Like many of you reading, school shootings and the creation of intruder drills have followed me from my school years into adulthood. I was 17 and a high school student myself when Columbine occurred. I remember pouring over the news coverage trying to understand how an event like this could happen. 

Just a few years later, as an education major at Butler University, we were tasked with mastering a new trend in education: intruder drills. It felt so unnatural and our own professors were learning along with us, which meant they had no first-hand knowledge to impart. I remember listening to the father of Rachel Scott speak at Butler for their visiting speaker series. I sat there considering how nothing could make her death make sense. She had done nothing wrong. She was my peer, and yet, here I was in college, and she was dead.

During my years as an educator, I had numerous staff training sessions, school drills, and conversations with students. I cried during one training as we watched real footage of an intruder situation in another school, the reality hitting too close to home. As a teacher, I had to inform school counselors and police when I found concerning messages in a student’s notebook (which did happen). Most of the time, though, I just tried avoiding thinking about it at all. Unlike other administrative tasks, there is nothing natural about helping students understand what to do when their school is under attack by a gunman. It was overwhelming to admit that we could do all the drills, have all the safety plans, and yet, nothing was a guarantee for safety. 

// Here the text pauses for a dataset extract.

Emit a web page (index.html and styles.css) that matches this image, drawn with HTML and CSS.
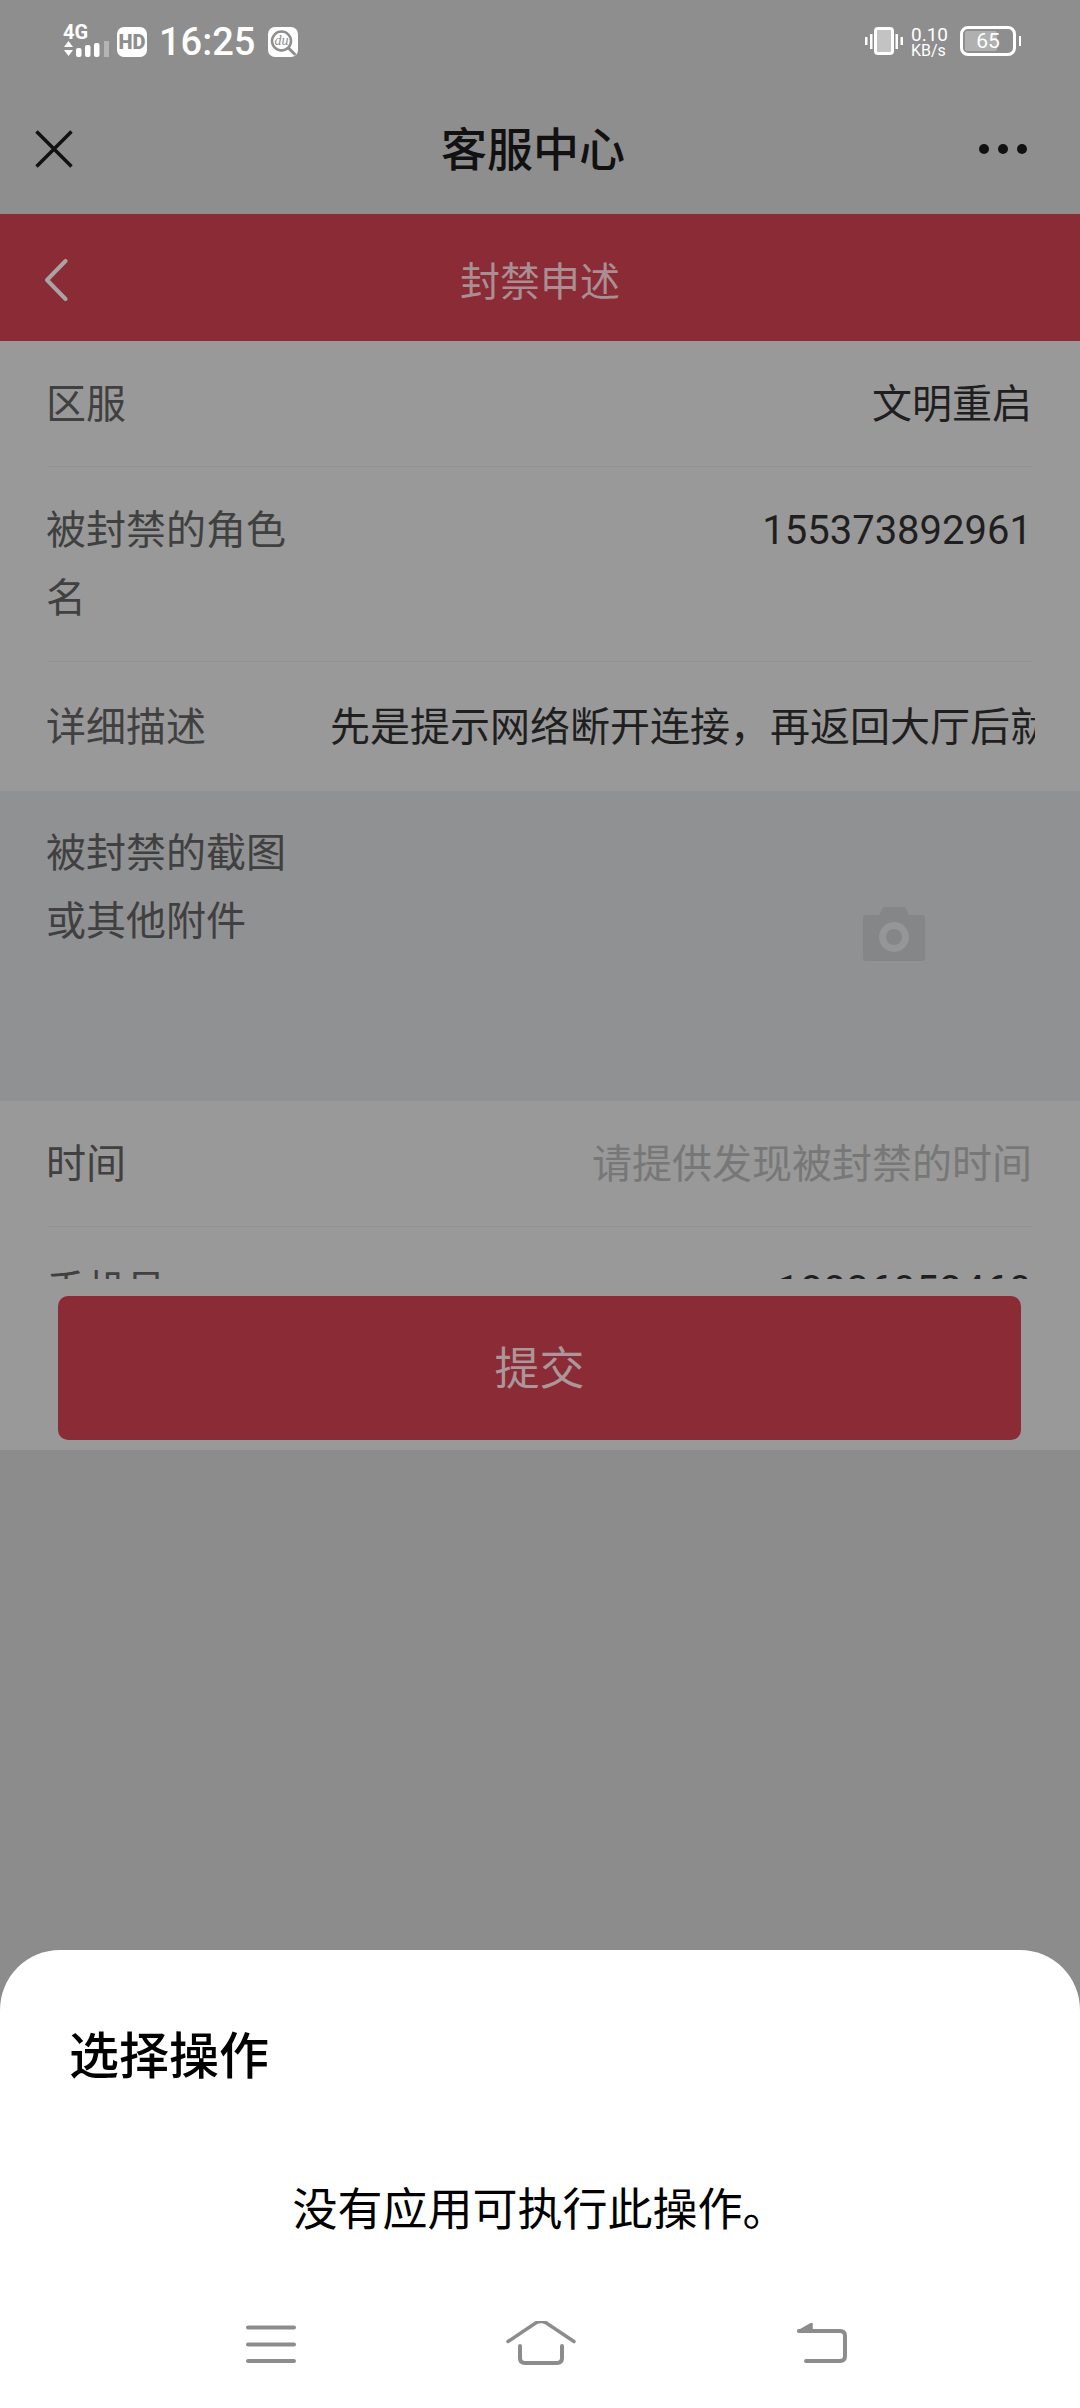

The moment I walked into a colleague’s room and learned about Sandy Hook I remember feeling nothing. I was a mother myself, and I momentarily worried that I had become numb to these tragedies: there were just so many of them. Sadly, my favorite feature about the last classroom I taught in wasn’t its square footage (my largest classroom yet!) It had two separate exits, each one leading to a different hallway. This setup increased the chances, should the situation arise, my students and I could escape. Almost every other classroom in a modern high school has only one exit and no windows. I can’t explain the amount of comfort having two exits brought me. 

Now I am a parent of school-aged children, and I understand more fully the cost of the current climate regarding school shootings and intruder drills at a very personal level. I have witnessed the panic and fear of a young child not fully able to comprehend why they must pretend bad people are coming for them. I have listened as my school-age children compare notes about what their different teachers suggest as strategies to fight an intruder. They continue to be particularly concerned with how to barricade a door with a glass window and the interior classrooms without a window for an exit. 

To be clear, I am not against the use of intruder drills. I believe they are necessary, and our school system does an amazing job with them. Watching video footage of the latest school shooting is a testament to the value they bring. I was comforted to see the students following what they learned in their intruder drills and using their knowledge to evaluate the situation.

But… I can understand their necessity while also being tired and infuriated. It has been more than 20 years since school shootings have felt ever-present in my life.

I am one of the lucky ones. I have not been involved in a school shooting as a student, teacher, or parent. I have not lost a child, family member, or friend. I have not lived in a community permanently changed by a school shooting. Yet, they continue to impact my life as a parent, educator, and community member. I am infuriated that those with the power to help make it harder for these shootings to happen choose to do nothing. Instead, the onus of responsibility continues to fall on our children. Why does no number of lives lost seem enough to create change?

Action Items

It is up to us as mothers to demand change. We can use our voices, time, and relationships to turn the tide. Here are five practical things we can do.

  1. We can support candidates that back common-sense gun reform, such as increased mental health funding and universal background checks. Click here for more information. 
  2. We can reach out to our state and national representatives and encourage them to support commonsense measures with broad public support to get passed into law. Find yours here.
  3. We can educate ourselves on the current laws surrounding gun ownership, safety, and schools in our state. Click here to learn more about IN. 
  4. We can partner with our schools and community to help our students understand and process intruder drills and warning signs. Click here for a resource.
  5. We can have open and honest conversations with our own children. We can help ensure they simultaneously understand the importance of intruder drills and develop coping mechanisms for dealing with them. Click here for a resource.

If enough of us work together, I hope that someday children will learn about intruder drills like current students learn of “Duck & Cover” from the 1950s: as part of a history lesson instead of a contemporary one.